### Data rows:
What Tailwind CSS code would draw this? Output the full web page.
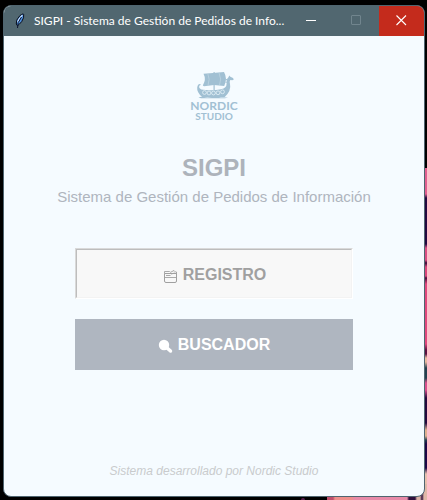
<!DOCTYPE html>
<html lang="es">
<head>
<meta charset="utf-8">
<meta name="viewport" content="width=device-width, initial-scale=1">
<title>SIGPI - Sistema de Gestión de Pedidos de Información</title>
<script src="https://cdn.jsdelivr.net/npm/@tailwindcss/browser@4"></script>
</head>
<body class="relative flex min-h-screen overflow-hidden bg-black pt-[5px] pr-[2px] pb-[3px] pl-[3px] font-['Liberation_Sans',Arial,sans-serif]">
<!-- Desktop wallpaper showing past the window's edges -->
<div aria-hidden="true" class="absolute right-0 bottom-0 h-[332px] w-4 bg-[linear-gradient(to_bottom,#e0608f_0_26px,#22083f_30px_76px,#d94f82_80px_92px,#3a0838_95px,#d9477a_99px_108px,#4a0a3c_110px,#e0487c_116px_176px,#5a1040_182px_186px,#e8b9a0_190px_194px,#24404f_200px_210px,#d9508c_215px_222px,#24083c_230px_255px,#e0b090_262px_268px,#24404f_272px,#1c0645_276px_300px,#e8bfae_306px_332px)]"></div>
<div aria-hidden="true" class="absolute right-0 bottom-0 h-4 w-[100px] bg-[linear-gradient(to_right,#c0506c_0_6px,#ee8f8c_8px_24px,#e78aa8_28px_80px,#30103c_82px_88px,#d9b0a4_90px_93px,#30103c_95px,#e0b8a8_97px)]"></div>
<div aria-hidden="true" class="absolute right-[122px] bottom-0 h-[2px] w-1 rounded-t bg-[#5a1f50]"></div>

<div class="relative flex min-w-0 flex-1 flex-col overflow-hidden rounded-lg border border-[#4f6570] bg-[#f5fbff]">
  <header class="flex h-[30px] shrink-0 items-stretch bg-[#516770] text-white">
    <div class="flex min-w-0 flex-1 items-center gap-1.5 pl-2">
      <svg class="h-4 w-4 shrink-0" viewBox="0 0 16 16" fill="none" aria-hidden="true">
        <path d="M11 .8 8 2.500 4.700 7.200 4.300 11 5.500 12.800 6.900 11.600 9.700 8.600 11.500 4.800 11.700 1.400Z" fill="#4d8fe0" stroke="#080c18" stroke-linejoin="round"/>
        <path d="M10.300 2.200 6.900 6.200 5.700 9.500" stroke="#cfe4ff" stroke-width="1.2"/>
        <path d="M9.500 4 6.200 9.600 5.500 15" stroke="#0c1630"/>
      </svg>
      <h1 class="whitespace-nowrap font-['Lato','Open_Sans',sans-serif] text-[12px] leading-4">SIGPI - Sistema de Gestión de Pedidos de Info...</h1>
    </div>
    <button type="button" aria-label="Minimizar" class="flex w-[45px] shrink-0 items-center justify-center">
      <svg class="h-3 w-3" viewBox="0 0 12 12" aria-hidden="true"><path d="M0 5.500h10" stroke="#fff"/></svg>
    </button>
    <button type="button" aria-label="Maximizar" disabled class="flex w-[45px] shrink-0 items-center justify-center">
      <svg class="h-3 w-3" viewBox="0 0 12 12" fill="none" aria-hidden="true"><rect x=".5" y=".5" width="9" height="9" rx=".5" stroke="#71858e"/></svg>
    </button>
    <button type="button" aria-label="Cerrar" class="flex w-[45px] shrink-0 items-center justify-center bg-[#c42b1c]">
      <svg class="h-3 w-3" viewBox="0 0 12 12" aria-hidden="true"><path d="M.5.500l9.500 9.500M10 .500l-9.500 9.500" stroke="#fff" stroke-width="1.1"/></svg>
    </button>
  </header>

  <main class="flex flex-1 flex-col items-center pt-9 pb-[17px] text-center">
    <svg class="h-[50px] w-[52px]" viewBox="0 0 52 50" role="img" aria-label="Nordic Studio" fill="#a1c0d3">
      <!-- Sail and mast -->
      <path d="M15.500 1.800 25 1 36 0Q39.800 6.500 36.200 14L26 13 16 14.200 14.800 13.400Q18.500 7.500 15.500 1.800Z"/>
      <path d="M19.800 1.600Q22.400 7 20 13.500M31 .8Q34 7 31.500 13.400" fill="none" stroke="#c6dae6" stroke-width=".6"/>
      <path d="M25.500 0h1.200v18h-1.200Z"/>
      <!-- Hull with curled stern and dragon head -->
      <path d="M12.300 13.300Q10.800 13.100 11.200 15.500 12 18 18 18 26 18.600 33 17.200 38.800 16 38.600 11.500 38.300 7 40.500 5.200L41.200 3.600 42.400 4.800 45 6 45.800 7.500 44.300 8.300 42.300 8Q41.200 9.500 42 12 43.600 18.500 36.500 25.300H14.500Q8.600 20.600 9.200 15.500 9.800 11.600 12.700 12.200Z"/>
      <path d="M39 8.500 37.400 7.400 39.300 6.800ZM38.700 11 37.200 10.500 38.600 9.400Z"/>
      <g stroke="#e5f1f8" stroke-width=".8"><circle cx="16.500" cy="20.500" r="1.900"/><circle cx="21" cy="21" r="1.900"/><circle cx="25.500" cy="21" r="1.900"/><circle cx="30" cy="20.800" r="1.900"/><circle cx="34.500" cy="19.800" r="1.900"/></g>
      <path d="M10.500 25.400Q13 24.200 16 25T24 25 31 25 40 25.400L37 26.200H13Z"/>
      <text x="26" y="38" text-anchor="middle" class="font-['Lato',sans-serif] text-[12px] font-bold">NORDIC</text>
      <text x="26" y="48" text-anchor="middle" class="font-['Lato',sans-serif] text-[10px] font-bold">STUDIO</text>
    </svg>

    <h2 class="mt-8 text-[24px] leading-7 font-bold text-[#adb3bb]">SIGPI</h2>
    <p class="mt-[5px] text-[15px] leading-5 whitespace-nowrap text-[#afb5be]">Sistema de Gestión de Pedidos de Información</p>

    <div class="mt-[41px] flex w-full flex-col gap-5 px-[71px]">
      <button type="button" class="h-[51px] border border-t-[#d9d9d9] border-r-white border-b-white border-l-[#d9d9d9] bg-[#f8f8f8] text-[16px] font-bold text-[#a0a0a0]">
        <span class="flex h-full items-center justify-center gap-[5px] border border-t-[#bdbdbd] border-r-[#f3f3f3] border-b-[#f3f3f3] border-l-[#bdbdbd] pt-[2px] pl-px">
          <svg class="mt-1 h-[15px] w-[15px]" viewBox="0 0 15 15" fill="none" stroke="currentColor" aria-hidden="true">
            <path d="M1.500 4.500h12v7.500q0 1.500-1.500 1.500H3Q1.500 13.500 1.500 12Z"/>
            <path d="M1.500 4.500V2.500h5l1 .8L11 1.500l1.500 1.500h1v2M3 6.500h4.500M8 5l4-1M2 8.500h11" stroke-width=".9"/>
          </svg>
          REGISTRO
        </span>
      </button>
      <button type="button" class="flex h-[51px] items-center justify-center gap-[5px] bg-[#afb6c0] text-[16px] font-bold text-white">
        <svg class="mt-1 h-[15px] w-[15px]" viewBox="0 0 15 15" aria-hidden="true">
          <circle cx="6" cy="6" r="5.200" fill="currentColor"/>
          <path d="M8.500 8.500 12.500 12" stroke="currentColor" stroke-width="3.500" stroke-linecap="round"/>
        </svg>
        BUSCADOR
      </button>
    </div>

    <p class="mt-auto text-[12px] leading-4 italic text-[#c9cbcd]">Sistema desarrollado por Nordic Studio</p>
  </main>
</div>
</body>
</html>
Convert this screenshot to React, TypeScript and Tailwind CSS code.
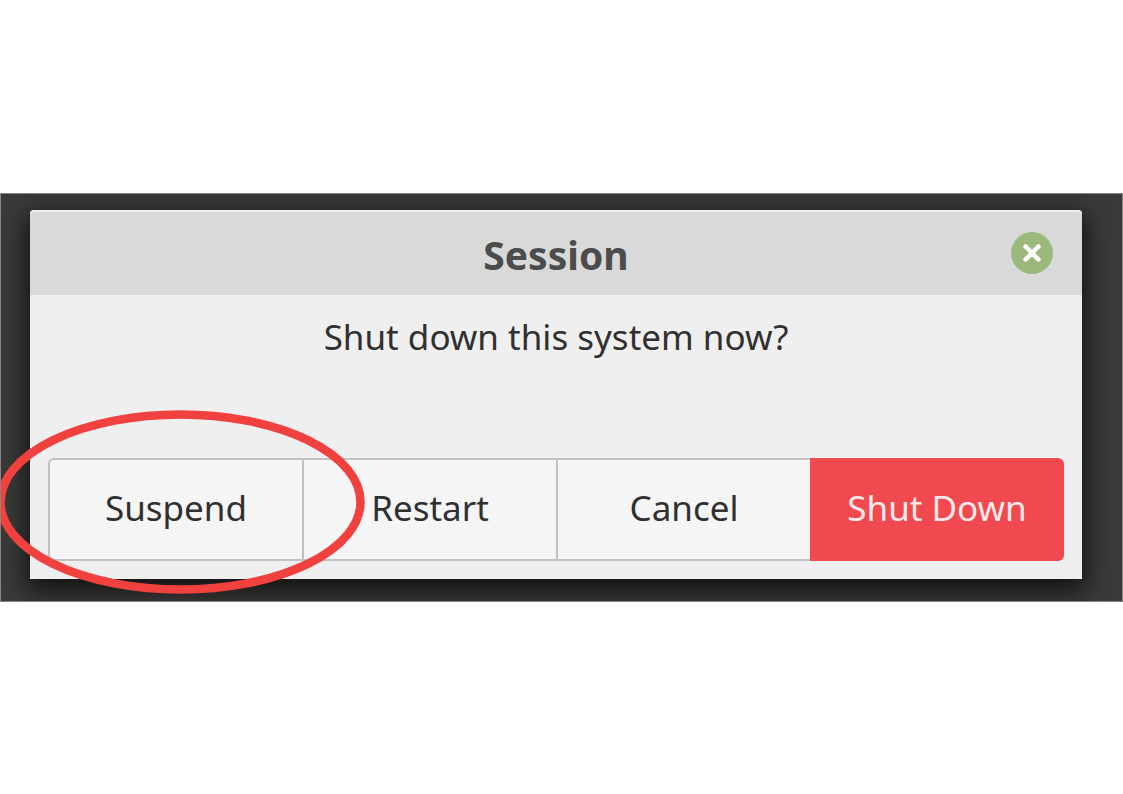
import React from 'react';

interface SessionButtonProps {
  label: string;
  className: string;
  onClick?: () => void;
}

const SessionButton: React.FC<SessionButtonProps> = ({ label, className, onClick }) => (
  <button type="button" onClick={onClick} className={`w-full h-full pt-[23px] pb-[26px] text-[35px] leading-[50px] whitespace-nowrap cursor-pointer ${className}`}>
    {label}
  </button>
);

const plain = 'bg-[#f5f5f5] text-[#303030] border-y-2 border-l-2 border-[#c2c2c2]';

const Marker: React.FC = () => (
  <svg className="absolute -left-[51px] -top-[48px] w-[368px] h-[184px] max-w-none pointer-events-none" viewBox="0 0 368 184" fill="none" aria-hidden="true">
    <ellipse cx="183.5" cy="92" rx="180" ry="87.5" stroke="#f0413f" strokeWidth="8.5" />
  </svg>
);

const SessionDialog: React.FC = () => (
  <section role="dialog" aria-labelledby="session-title" className="bg-[#efefef] rounded-t shadow-[0_8px_24px_4px_rgba(0,0,0,0.7)]">
    <header className="grid grid-cols-[1fr_auto_1fr] items-center px-[29px] pt-[17px] pb-[18px] rounded-t bg-[#d9d9d9] border-t-2 border-[#eeeeee]">
      <h1 id="session-title" className="col-start-2 pt-1 text-[39px] leading-[44px] font-bold text-[#4c4c4c]">Session</h1>
      <button type="button" aria-label="Close" className="justify-self-end flex items-center justify-center w-[42px] h-[42px] rounded-full bg-[#9bb97d] cursor-pointer">
        <svg className="w-[42px] h-[42px]" viewBox="0 0 42 42" fill="none" stroke="#ffffff" strokeWidth="4.5" strokeLinecap="round">
          <path d="M14.5 14.5L27.5 27.5M27.5 14.5L14.5 27.5" />
        </svg>
      </button>
    </header>
    <p className="px-6 pt-[17px] pb-[96px] text-center text-[35px] leading-[50px] text-[#303030]">Shut down this system now?</p>
    <div className="grid grid-cols-4 px-[18px] pb-[18px]">
      <div className="relative">
        <SessionButton label="Suspend" className={`${plain} rounded-l-md`} />
        <Marker />
      </div>
      <SessionButton label="Restart" className={plain} />
      <SessionButton label="Cancel" className={plain} />
      <SessionButton label="Shut Down" className="bg-[#f04a50] text-[#ffe9ea] border-y-2 border-[#f04a50] rounded-r-md" />
    </div>
  </section>
);

const App: React.FC = () => (
  <main className="min-h-screen flex flex-col justify-center bg-white font-['Noto_Sans',sans-serif]">
    <div className="overflow-hidden pt-4 pr-10 pb-[22px] pl-[29px] bg-[#3a3a39] border border-[#858585]">
      <SessionDialog />
    </div>
  </main>
);

export default App;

### Task directions:
Above are the records; repeat their lines from the first through the line containing "right-[122px] bottom-0 h-[2px]", and leave out each picture.

### Result:
What Tailwind CSS code would draw this? Output the full web page.
<!DOCTYPE html>
<html lang="es">
<head>
<meta charset="utf-8">
<meta name="viewport" content="width=device-width, initial-scale=1">
<title>SIGPI - Sistema de Gestión de Pedidos de Información</title>
<script src="https://cdn.jsdelivr.net/npm/@tailwindcss/browser@4"></script>
</head>
<body class="relative flex min-h-screen overflow-hidden bg-black pt-[5px] pr-[2px] pb-[3px] pl-[3px] font-['Liberation_Sans',Arial,sans-serif]">
<!-- Desktop wallpaper showing past the window's edges -->
<div aria-hidden="true" class="absolute right-0 bottom-0 h-[332px] w-4 bg-[linear-gradient(to_bottom,#e0608f_0_26px,#22083f_30px_76px,#d94f82_80px_92px,#3a0838_95px,#d9477a_99px_108px,#4a0a3c_110px,#e0487c_116px_176px,#5a1040_182px_186px,#e8b9a0_190px_194px,#24404f_200px_210px,#d9508c_215px_222px,#24083c_230px_255px,#e0b090_262px_268px,#24404f_272px,#1c0645_276px_300px,#e8bfae_306px_332px)]"></div>
<div aria-hidden="true" class="absolute right-0 bottom-0 h-4 w-[100px] bg-[linear-gradient(to_right,#c0506c_0_6px,#ee8f8c_8px_24px,#e78aa8_28px_80px,#30103c_82px_88px,#d9b0a4_90px_93px,#30103c_95px,#e0b8a8_97px)]"></div>
<div aria-hidden="true" class="absolute right-[122px] bottom-0 h-[2px] w-1 rounded-t bg-[#5a1f50]"></div>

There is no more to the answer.